Als Zeichen, um sich für mehr Diversität und Inklusion einzusetzen, werden seitdem Pride Paraden in vielen Städten rund um den Globus abgehalten. Das Anliegen des Pride Month auch den Rest des Jahres im musealen Rahmen zu zeigen, ist Ziel des Queer Museum Vienna.
Als Museum im klassischen Sinne versteht man sich dabei nicht ganz. Zum einen werden Künstler:innen gezeigt, die in Wien und Österreich “unterrepräsentiert sind”. Ein weiterer Punkt sind Positionen aus Ost- und Südosteuropa, da die dortige Situation für queer lebende Menschen eine ganz andere ist, als hierzulande. Auf deren politische Situation aufmerksam zu machen, ist den Kurator:innen dabei besonders wichtig.
In den meisten Museen werden historische Artefakte gezeigt. Das Queer Museum Vienna ist da anders. Hier werden auch Utopien, wie die Ausstellung “Honeymoon in Hennyland” von Susie Flowers, Raum gegeben.
Dass es wenig geschichtliches bis jetzt zu sehen gab, liege vor allem am Umstand, dass ein fixer Standort sowie “finanzielle und infrastrukturelle Mittel fehlen, um historische Artefakte zu zeigen.” Mit der Ausstellung ‘Historisiert euch!’ wurde im letzten Jahr versucht, diesen “‘Malus’ in etwas kreatives Positives umzuwandeln”, wie Florian Aschka vom Queer Museum Vienna ausführt.
2022 fand u.a. die Ausstellung “How does the body shape under pressure?” statt. Ein Thema, das augenscheinlich nicht nur die queere Community betrifft, sondern die Darstellung von Körpern in unserer Gesellschaft diskutierte und Perspektiven über die kulturellen Bedingungen in der wir leben, aufschlüsselte. Damit bietet das Queer Museum Vienna einen offenen Dialog über die verschiedenen Aspekten der Gesellschaft, die sich für die Verantwortlichen des Museums auch aus dem “Leitsatz aus der feministischen Bewegung ergeben: ‘die Befreiung der Frau ist auch eine Befreiung der Männer.'”

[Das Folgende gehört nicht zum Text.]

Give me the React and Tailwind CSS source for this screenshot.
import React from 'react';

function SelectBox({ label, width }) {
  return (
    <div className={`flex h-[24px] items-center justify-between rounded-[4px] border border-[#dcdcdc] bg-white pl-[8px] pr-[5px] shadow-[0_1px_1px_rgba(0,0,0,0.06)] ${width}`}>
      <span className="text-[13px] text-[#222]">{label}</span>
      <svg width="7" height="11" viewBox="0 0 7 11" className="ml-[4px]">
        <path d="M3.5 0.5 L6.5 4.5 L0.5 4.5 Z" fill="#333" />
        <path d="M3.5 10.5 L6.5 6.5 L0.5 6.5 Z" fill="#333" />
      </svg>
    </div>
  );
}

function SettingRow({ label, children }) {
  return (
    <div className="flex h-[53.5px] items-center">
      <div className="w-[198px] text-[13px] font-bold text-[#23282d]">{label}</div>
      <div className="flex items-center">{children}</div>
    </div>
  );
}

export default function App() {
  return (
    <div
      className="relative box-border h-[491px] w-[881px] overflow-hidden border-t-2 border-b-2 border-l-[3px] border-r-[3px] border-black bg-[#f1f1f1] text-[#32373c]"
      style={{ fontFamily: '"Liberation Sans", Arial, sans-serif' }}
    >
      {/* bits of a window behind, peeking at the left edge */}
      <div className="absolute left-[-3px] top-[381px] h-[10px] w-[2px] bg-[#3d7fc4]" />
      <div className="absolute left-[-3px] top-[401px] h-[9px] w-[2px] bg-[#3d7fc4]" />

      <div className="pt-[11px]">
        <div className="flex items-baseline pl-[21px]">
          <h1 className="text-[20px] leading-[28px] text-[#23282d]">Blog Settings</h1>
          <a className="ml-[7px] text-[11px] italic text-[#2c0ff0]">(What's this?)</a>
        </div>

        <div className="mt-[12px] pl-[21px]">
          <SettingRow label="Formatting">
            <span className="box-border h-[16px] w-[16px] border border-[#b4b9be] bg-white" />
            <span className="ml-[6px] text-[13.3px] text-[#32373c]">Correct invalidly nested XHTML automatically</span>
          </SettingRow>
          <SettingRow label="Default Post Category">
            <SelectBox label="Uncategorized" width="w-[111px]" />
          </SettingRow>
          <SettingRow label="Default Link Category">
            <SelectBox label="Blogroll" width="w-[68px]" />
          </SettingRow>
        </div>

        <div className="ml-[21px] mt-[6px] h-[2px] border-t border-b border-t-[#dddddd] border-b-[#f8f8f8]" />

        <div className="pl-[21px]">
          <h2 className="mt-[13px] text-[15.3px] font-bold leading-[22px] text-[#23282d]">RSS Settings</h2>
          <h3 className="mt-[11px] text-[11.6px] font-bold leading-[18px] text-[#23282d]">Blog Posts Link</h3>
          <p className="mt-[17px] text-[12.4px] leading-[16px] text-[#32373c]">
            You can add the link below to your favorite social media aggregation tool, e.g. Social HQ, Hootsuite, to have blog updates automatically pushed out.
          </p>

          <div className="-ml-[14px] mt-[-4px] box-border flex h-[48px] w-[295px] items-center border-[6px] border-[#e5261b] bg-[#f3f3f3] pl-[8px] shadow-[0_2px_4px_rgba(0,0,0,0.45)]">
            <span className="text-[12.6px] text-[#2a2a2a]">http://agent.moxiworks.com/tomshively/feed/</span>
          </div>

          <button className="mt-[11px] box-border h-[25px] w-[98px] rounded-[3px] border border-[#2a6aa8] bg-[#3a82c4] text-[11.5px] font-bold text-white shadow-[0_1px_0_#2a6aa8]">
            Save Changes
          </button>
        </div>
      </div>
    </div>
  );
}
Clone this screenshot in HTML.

Dies wird allerdings auch auf eine queere Perspektive umgelegt, denn “die Befreiung und Gleichberechtigung queerer Menschen bedeutet auch eine Befreiung cis geschlechtlicher, heterosexueller Menschen vom Joch der Heteronormativität. Eine queere Perspektive kann also für Alle etwas Positives und bereicherndes sein.”
Bis zum 20. August 2023 ist gerade die neu angelaufene Ausstellung HISTORY / HUSTORY zu sehen. Im “Museum der Selbstfürsorge” geht es um Fragen, wie: Wie sammelt und präsentiert man das sich ständig weiterentwickelnde, transgressive, unbequeme und beunruhigende? Wie präsentiert man das Vermisste und das Verlorene? Wer hat die Macht und wer hat das Recht? Wer entscheidet, was legitim ist?